HSPは環境選びも大切です。HSPに合わない環境を一言で表現すると、「軍隊的」な環境です。この時代に当てはめて具体的に考えてみると、
・怒鳴り声が鳴り響くような殺伐とした環境
・年功序列や上下関係が厳しい体育会的な環境
・長時間労働や残業が当たり前のブラックな環境
・理不尽なことがまかり通るルールと秩序のない環境
・派閥争い、学歴争いなどの力関係が働く環境

などが挙げられます。もちろんこれらはHSPに限らず、「無理」と思う人が多いかもしれませんが、特にHSPはこのような環境で心身が疲れて潰れてしまう可能性があるので注意が必要です。

さらに、こういった環境でHSPがリーダーになると、軍隊の長のような役割を担うことへの負担、部下に仕事を任せることの負担、部下からなめられたり逆にパワハラと訴えられることへの負担、忙しすぎて精神的に余裕がなくなっている自分への嫌悪感、などが重なる可能性が高く、結果的に自信を失ってしまうことになりかねません。

HSPは自分に合う環境に行けることが何よりですが、まずは合わない環境を避けるところから始めることも良いでしょう。自信を失った状態ではリーダーシップはおろか通常の業務をこなすことも難しいからです。

HSPがリーダーとして活躍するポイント

上記のことも踏まえてHSPがリーダーになった時に意識してほしいポイントを挙げてみます。

必ず「1人の時間」「休める時間」を確保する

前半でもお伝えした通り、HSPは能力的な限界よりも精神的な限界を先に迎えることが多いです。刺激過多によって高ぶった精神を鎮めて気力を回復するには、自己対話し、十分な睡眠をとり、リラックスもして充電するより他にありません。HSPは自分のための時間を持つことが仕事、義務だと思ってこそ高い生産性を維持できるのです。

一緒に仕事をするメンバーを選ぶ(選べる環境を選ぶ)

こちらは企業にお勤めの方はなかなか難しいかもしれませんが、一緒にプロジェクトを進めるメンバーや組織の中に、「消耗する誰かがいないこと」も重要なポイントになります。

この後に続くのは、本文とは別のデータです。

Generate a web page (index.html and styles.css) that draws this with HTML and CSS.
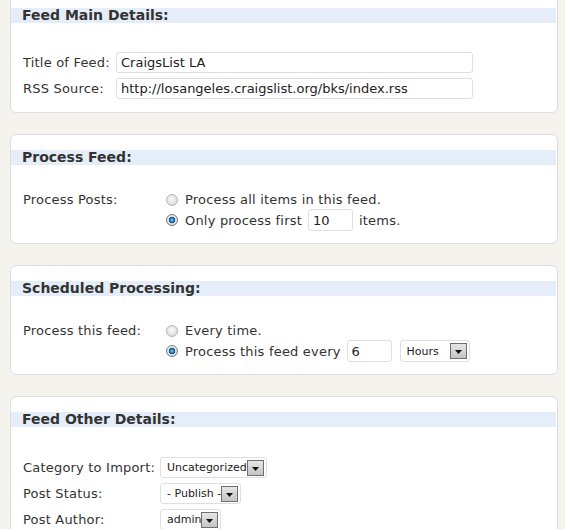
FILE: index.html
```html
<!DOCTYPE html>
<html>
<head>
<meta charset="utf-8">
<link rel="stylesheet" href="styles.css">
</head>
<body>
<div class="wrap">
  <div class="panel panel-first">
    <h3 class="band">Feed Main Details:</h3>
    <div class="rows rows-main gap-top-29">
      <div class="label">Title of Feed:</div>
      <div class="field"><input class="text wide" type="text" value="CraigsList LA"></div>
      <div class="label">RSS Source:</div>
      <div class="field"><input class="text wide" type="text" value="http://losangeles.craigslist.org/bks/index.rss"></div>
    </div>
  </div>

  <div class="panel panel-opts">
    <h3 class="band">Process Feed:</h3>
    <div class="rows rows-opts gap-top-25">
      <div class="label line1">Process Posts:</div>
      <div class="opts">
        <div class="opt line1"><input class="radio" type="radio" name="pp"><span>Process all items in this feed.</span></div>
        <div class="opt line2"><input class="radio" type="radio" name="pp" checked><span>Only process first</span><input class="text small" type="text" value="10"><span>items.</span></div>
      </div>
    </div>
  </div>

  <div class="panel panel-opts">
    <h3 class="band">Scheduled Processing:</h3>
    <div class="rows rows-opts gap-top-25">
      <div class="label line1">Process this feed:</div>
      <div class="opts">
        <div class="opt line1"><input class="radio" type="radio" name="sp"><span>Every time.</span></div>
        <div class="opt line2"><input class="radio" type="radio" name="sp" checked><span>Process this feed every</span><input class="text small" type="text" value="6"><span class="select sel-hours"><span class="sel-text">Hours</span><span class="sel-btn"><svg width="7" height="4" viewBox="0 0 7 4"><path d="M0 0h7L3.5 4z" fill="#111"/></svg></span></span></div>
      </div>
    </div>
  </div>

  <div class="panel">
    <h3 class="band">Feed Other Details:</h3>
    <div class="rows rows-other gap-top-30">
      <div class="label">Category to Import:</div>
      <div class="field"><span class="select"><span class="sel-text">Uncategorized</span><span class="sel-btn"><svg width="7" height="4" viewBox="0 0 7 4"><path d="M0 0h7L3.5 4z" fill="#111"/></svg></span></span></div>
      <div class="label">Post Status:</div>
      <div class="field"><span class="select"><span class="sel-text">- Publish -</span><span class="sel-btn"><svg width="7" height="4" viewBox="0 0 7 4"><path d="M0 0h7L3.5 4z" fill="#111"/></svg></span></span></div>
      <div class="label">Post Author:</div>
      <div class="field"><span class="select"><span class="sel-text">admin</span><span class="sel-btn"><svg width="7" height="4" viewBox="0 0 7 4"><path d="M0 0h7L3.5 4z" fill="#111"/></svg></span></span></div>
    </div>
  </div>
</div>
</body>
</html>
```

FILE: styles.css
```css
html, body {
  margin: 0;
  padding: 0;
  background: #f4f3ee;
  font-family: "DejaVu Sans", Verdana, sans-serif;
  font-size: 13px;
  color: #333;
}

.wrap {
  width: 548px;
  padding-left: 10px;
}

.panel {
  background: #fff;
  border: 1px solid #dedede;
  border-radius: 6px;
  padding: 15px 0 13px;
  margin-bottom: 21px;
}

.panel-first {
  margin-top: -8px;
}

.panel-opts {
  padding-bottom: 12px;
}

.band {
  margin: 0 1px 0 0;
  height: 15px;
  line-height: 15px;
  background: #e5eef8;
  font-size: 14px;
  font-weight: bold;
  color: #333;
  padding-left: 11px;
  white-space: nowrap;
}

.rows {
  display: grid;
  padding-left: 12px;
  align-items: center;
  letter-spacing: 0.2px;
}

.gap-top-25 { margin-top: 25px; }
.gap-top-29 { margin-top: 29px; }
.gap-top-30 { margin-top: 30px; }

.rows-main {
  grid-template-columns: 93px 1fr;
  row-gap: 5px;
}

.rows-other {
  grid-template-columns: 137px 1fr;
  row-gap: 5px;
}

.rows-opts {
  grid-template-columns: 143px 1fr;
  align-items: start;
}

.label {
  white-space: nowrap;
  line-height: 21px;
}

.rows-opts .label {
  line-height: 19px;
}

.field {
  display: flex;
  align-items: center;
}

.text {
  box-sizing: border-box;
  height: 21px;
  border: 1px solid #dfdfdf;
  border-radius: 3px;
  background: #fff;
  font-family: "DejaVu Sans", Verdana, sans-serif;
  font-size: 13px;
  letter-spacing: 0;
  color: #222;
  padding: 0 4px;
  margin: 0;
  outline: none;
}

.wide {
  width: 357px;
}

.small {
  width: 45px;
  height: 22px;
  margin: 0 6px 0 6px;
}

.opts {
  display: flex;
  flex-direction: column;
}

.opt {
  display: flex;
  align-items: center;
  white-space: nowrap;
}

.opt.line1 { height: 19px; }
.opt.line2 { height: 22px; }

.radio {
  appearance: none;
  -webkit-appearance: none;
  box-sizing: border-box;
  width: 12px;
  height: 12px;
  margin: 0 7px 0 0;
  border-radius: 50%;
  border: 1px solid #b4b4b4;
  background: radial-gradient(circle at 45% 40%, #fafafa 0%, #e4e4e4 55%, #cfcfcf 100%);
  flex: none;
}

.radio:checked {
  border-color: #7a7a7a;
  background:
    radial-gradient(circle at 50% 50%, #8ed0f5 0px, #1e74b4 2px, #0d4f86 3px, transparent 3.6px),
    radial-gradient(circle at 45% 40%, #fafafa 0%, #e2e2e2 60%, #c8c8c8 100%);
}

.select {
  box-sizing: border-box;
  display: inline-flex;
  align-items: center;
  height: 21px;
  border: 1px solid #dfdfdf;
  border-radius: 3px;
  background: #fff;
  padding: 0 2px 0 6px;
  font-size: 11px;
  letter-spacing: 0;
  color: #222;
}

.sel-hours {
  height: 22px;
  width: 70px;
  margin-left: 2px;
  padding-left: 6px;
  justify-content: space-between;
}

.sel-text {
  white-space: nowrap;
}

.sel-btn {
  box-sizing: border-box;
  width: 17px;
  height: 16px;
  border: 1px solid #6f6f6f;
  background: linear-gradient(#e6e6e6, #c4c4c4);
  display: flex;
  align-items: center;
  justify-content: center;
  padding-top: 2px;
}
```
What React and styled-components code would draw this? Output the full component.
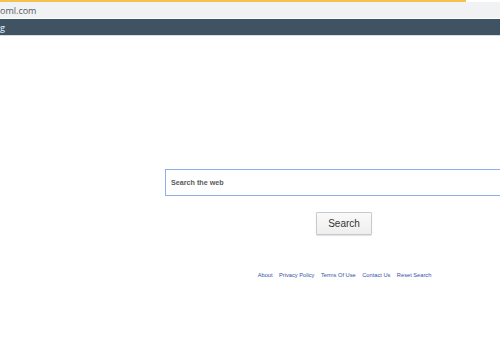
import React from "react";
import styled, { createGlobalStyle } from "styled-components";

const Global = createGlobalStyle`
  html, body { margin: 0; padding: 0; background: #fff; overflow: hidden; }
  body { font-family: "Liberation Sans", Arial, sans-serif; width: 500px; height: 350px; }
`;

const Page = styled.div`
  width: 500px;
  height: 350px;
  display: flex;
  flex-direction: column;
  overflow: hidden;
  background: #fff;
`;

const Accent = styled.div`
  height: 2px;
  width: 466px;
  background: #f3c14e;
`;

const AddressBar = styled.div`
  height: 16px;
  background: #f0f2f4;
  display: flex;
  align-items: center;
  font-family: "Open Sans", "Liberation Sans", sans-serif;
  font-size: 9px;
  color: #555a60;
  margin-bottom: 1px;
`;

const NavBar = styled.div`
  height: 16px;
  background: #3f5362;
  border-bottom: 1px solid #d8dde2;
  display: flex;
  align-items: center;
  font-family: "Open Sans", "Liberation Sans", sans-serif;
  font-size: 9px;
  font-weight: 600;
  color: #cfe0f0;
`;

const Main = styled.main`
  width: 358px;
  margin-left: 165px;
  margin-top: 133px;
  display: flex;
  flex-direction: column;
  align-items: center;
`;

const SearchInput = styled.input`
  box-sizing: border-box;
  width: 358px;
  height: 27px;
  border: 1px solid #8eaee8;
  border-radius: 0;
  padding: 0 5px;
  font-family: "Liberation Sans", Arial, sans-serif;
  font-size: 7.2px;
  font-weight: bold;
  color: #555;
  outline: none;
  &::placeholder { color: #5a5a5a; opacity: 1; }
`;

const SearchButton = styled.button`
  margin-top: 16px;
  width: 56px;
  height: 23px;
  border: 1px solid #c9c9c9;
  border-radius: 1px;
  background: linear-gradient(#fafafa, #eeeeee);
  box-shadow: 0 1px 1px rgba(0,0,0,0.12);
  font-family: "Liberation Sans", Arial, sans-serif;
  font-size: 10px;
  color: #333;
  padding: 0;
`;

const Footer = styled.nav`
  margin-top: 37px;
  margin-left: 1px;
  display: flex;
  gap: 6.5px;
  font-family: "Liberation Sans", Arial, sans-serif;
  font-size: 5.7px;
`;

const FooterLink = styled.a`
  color: #3450a8;
  text-decoration: none;
`;

export default function App() {
  return (
    <Page>
      <Global />
      <Accent />
      <AddressBar>oml.com</AddressBar>
      <NavBar>g</NavBar>
      <Main>
        <SearchInput placeholder="Search the web" />
        <SearchButton>Search</SearchButton>
        <Footer>
          <FooterLink href="#">About</FooterLink>
          <FooterLink href="#">Privacy Policy</FooterLink>
          <FooterLink href="#">Terms Of Use</FooterLink>
          <FooterLink href="#">Contact Us</FooterLink>
          <FooterLink href="#">Reset Search</FooterLink>
        </Footer>
      </Main>
    </Page>
  );
}
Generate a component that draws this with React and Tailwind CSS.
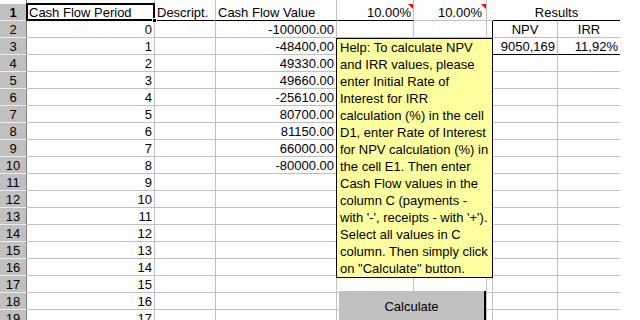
const widths = [
  "w-[27px]",
  "w-[128px]",
  "w-[61px]",
  "w-[121px]",
  "w-[77px]",
  "w-[73px]",
  "w-[6px]",
  "w-[65px]",
  "w-[62px]",
]

const values = [
  "-100000.00",
  "-48400,00",
  "49330.00",
  "49660.00",
  "-25610.00",
  "80700.00",
  "81150.00",
  "66000.00",
  "-80000.00",
]

const helpLines = [
  "Help: To calculate NPV",
  "and IRR values, please",
  "enter Initial Rate of",
  "Interest for IRR",
  "calculation (%) in the cell",
  "D1, enter Rate of Interest",
  "for NPV calculation (%) in",
  "the cell E1. Then enter",
  "Cash Flow values in the",
  "column C (payments -",
  "with '-', receipts - with '+').",
  "Select all values in C",
  "column. Then simply click",
  'on "Calculate" button.',
]

function Cell({ col, className = "", children }) {
  return (
    <div
      className={`${widths[col]} h-full shrink-0 border-r border-b border-[#c0c0c0] flex items-center px-[2px] whitespace-nowrap overflow-hidden ${className}`}
    >
      {children}
    </div>
  )
}

function RowHeader({ n, bold }) {
  return (
    <div
      className={`w-[27px] h-full shrink-0 bg-[#c0c0c0] border-r border-r-[#808080] border-b border-b-[#ececec] flex items-center justify-center ${bold ? "font-bold" : ""}`}
    >
      {n}
    </div>
  )
}

function Flag() {
  return (
    <div className="absolute right-0 top-0 w-0 h-0 border-l-[5px] border-l-transparent border-t-[5px] border-t-[#ff0000]" />
  )
}

export default function App() {
  const rows = []
  for (let r = 2; r <= 19; r++) {
    const i = r - 2
    rows.push(
      <div key={r} className="flex h-[17px]">
        <RowHeader n={r} />
        <Cell col={1} className="justify-end">{i}</Cell>
        <Cell col={2} />
        <Cell col={3} className="justify-end">{values[i] || ""}</Cell>
        <Cell col={4} />
        <Cell col={5} />
        <Cell
          col={6}
          className={r === 2 || r === 3 ? "border-r-black" : ""}
        />
        <Cell
          col={7}
          className={
            r === 2
              ? "justify-center"
              : r === 3
              ? "justify-end border-b-black"
              : ""
          }
        >
          {r === 2 ? "NPV" : r === 3 ? "9050,169" : ""}
        </Cell>
        <Cell
          col={8}
          className={
            r === 2
              ? "justify-center border-r-0"
              : r === 3
              ? "justify-end border-b-black border-r-0"
              : "border-r-0"
          }
        >
          {r === 2 ? "IRR" : r === 3 ? "11,92%" : ""}
        </Cell>
      </div>
    )
  }

  return (
    <div className="relative w-[640px] h-[320px] overflow-hidden bg-white text-black text-[13px] font-['Liberation_Sans',Arial,sans-serif] leading-none">
      {/* strip of the row above */}
      <div className="flex h-[4px]">
        <div className="w-[27px] h-full bg-white border-r border-r-[#808080]" />
        <div className="w-[128px] h-full border-r border-[#c0c0c0]" />
        <div className="w-[61px] h-full border-r border-[#c0c0c0]" />
        <div className="w-[121px] h-full border-r border-[#c0c0c0]" />
        <div className="w-[77px] h-full border-r border-[#c0c0c0]" />
        <div className="w-[73px] h-full border-r border-[#c0c0c0]" />
      </div>

      {/* row 1 */}
      <div className="flex h-[17px]">
        <RowHeader n={1} bold />
        <div className="relative w-[128px] h-full shrink-0 border-r border-b border-black flex items-center px-[2px] whitespace-nowrap">
          Cash Flow Period
          <div className="absolute -left-[1px] -top-[1px] -right-[1px] -bottom-[1px] border-2 border-black" />
          <div className="absolute -right-[3px] -bottom-[3px] w-[5px] h-[5px] bg-black border border-white" />
        </div>
        <Cell col={2} className="border-b-black">Descript.</Cell>
        <Cell col={3} className="border-b-black">Cash Flow Value</Cell>
        <Cell col={4} className="relative justify-end border-b-black">
          10.00%
          <Flag />
        </Cell>
        <Cell col={5} className="relative justify-end pr-[4px]">
          10.00%
          <Flag />
        </Cell>
        <div className="w-[6px] h-full shrink-0 border-b border-[#c0c0c0]" />
        <div className="w-[127px] h-full shrink-0 border-b border-black flex items-center justify-center">
          Results
        </div>
      </div>

      {rows}

      {/* cell comment */}
      <div className="absolute left-[336px] top-[38px] w-[157px] h-[240px] border border-black bg-[#ffffa0] px-[3px]">
        {helpLines.map((line) => (
          <div key={line} className="h-[17px] flex items-center whitespace-nowrap">
            {line}
          </div>
        ))}
      </div>

      {/* button */}
      <button className="absolute left-[339px] top-[291px] w-[147px] h-[30px] bg-[#c0c0c0] border-r-2 border-black flex items-center justify-center text-[13px]">
        Calculate
      </button>
    </div>
  )
}
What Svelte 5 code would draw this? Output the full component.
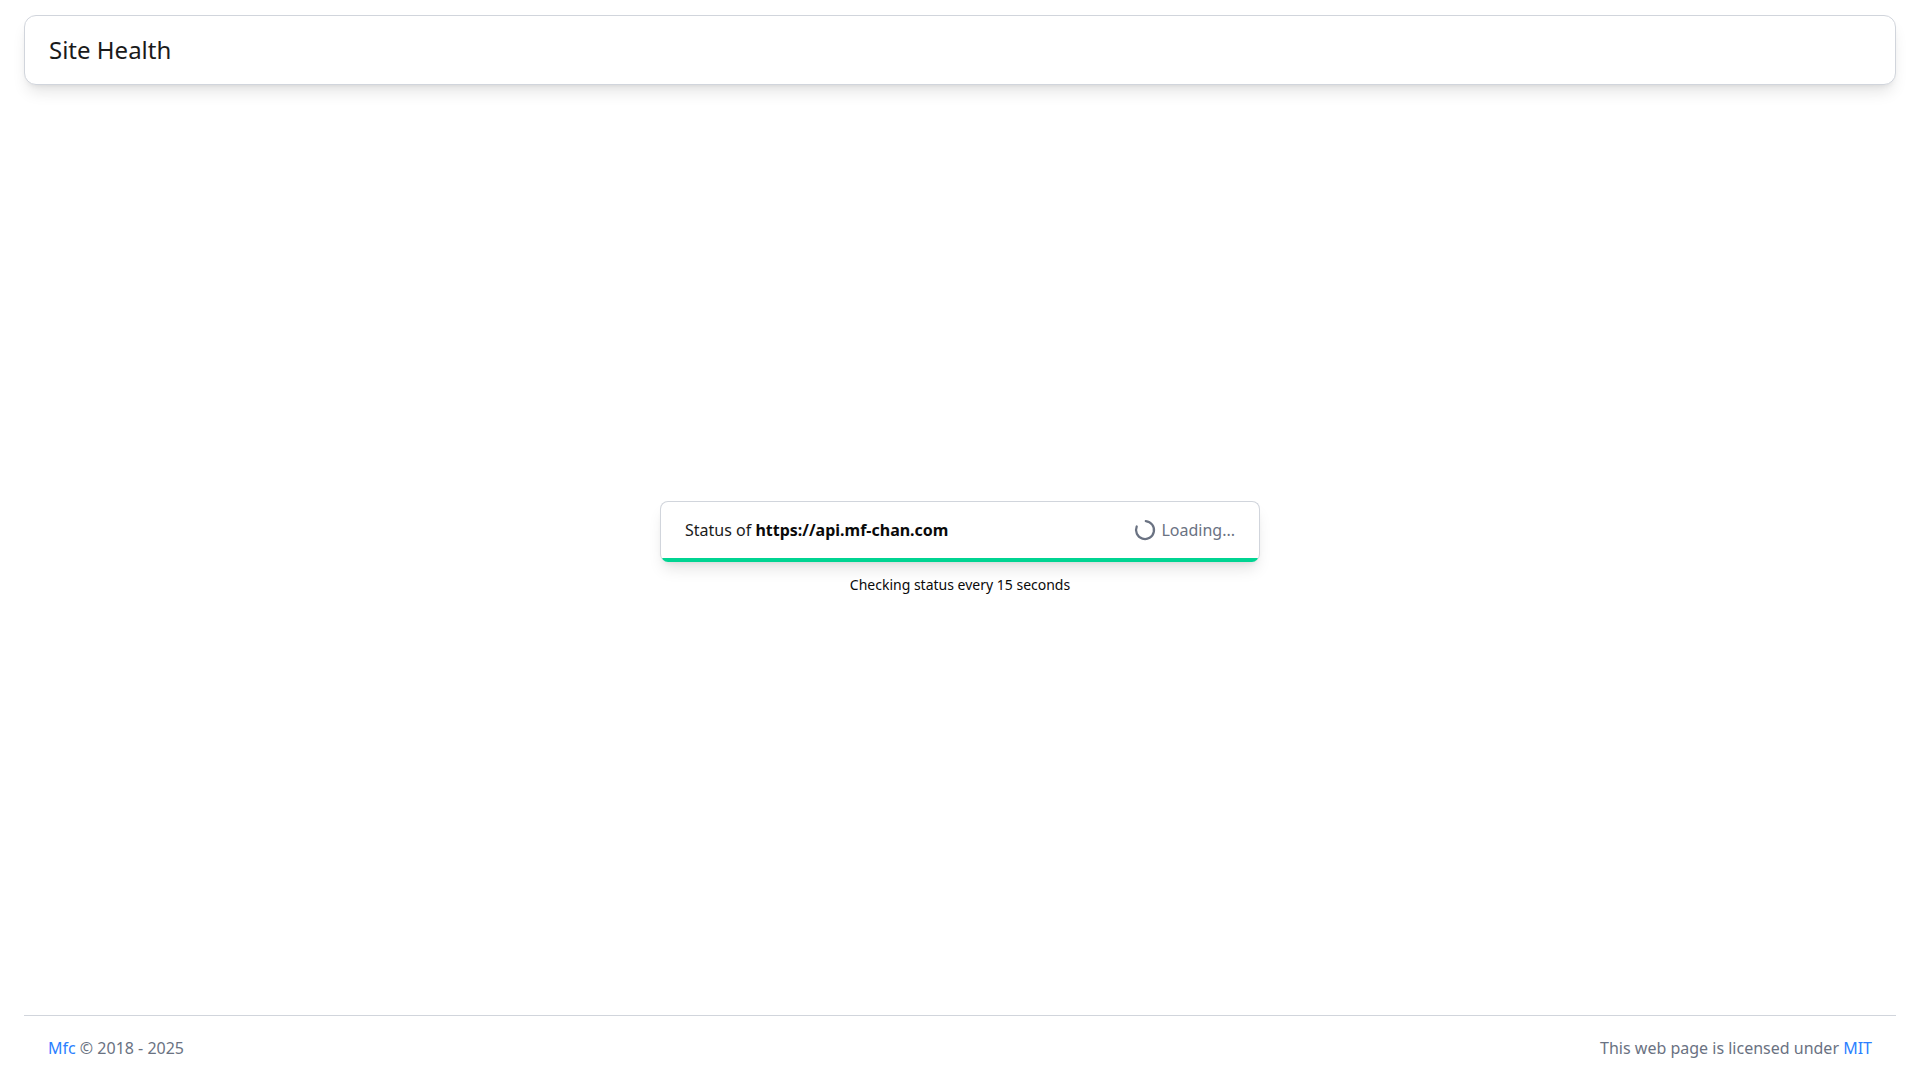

特に人との距離感が変な人、マウンティングする人、依存的な人、卑屈な人、マイペース過ぎる人と接すると、HSPは相当のエネルギーを吸い取られる結果になります。こういった人たちと組まないことができればそれに越したことはありませんが、そうできない場合は、チーム全体の人材のバランスを考慮して自分がリーダーという役割を引き受けられるかどうか検討することも必要でしょう。その点、フリーランスや独立自営業の方は、プロの業者さんとお付き合いすることが多いので、人間関係によるストレスは軽減されます。

精神的な満足感を重視する

アーロン博士の調査によると、HSPとして活躍するリーダーには、物質的な報酬より精神的な報酬を重視する傾向があるそうです。自分がやっていることに社会的意義があるし、自分以外の人たちの幸せに役立てていると思えることが、HSPが繊細さを乗り越えてでもリーダーシップを発揮したいと思える原動力になるのです。

まとめ

2回に分けてHSPついてお伝えしてきました。HSPがHSPの強みを発揮して生きていくためには、自分についてよく知り自分の扱い方について研究することが不可欠です。「私は繊細だから気を遣って」と周りに期待するよりも、お伝えしたポイントを心に留めていただいて、決して自信を失わずにHSPらしく活躍される方々が増えることを願っています。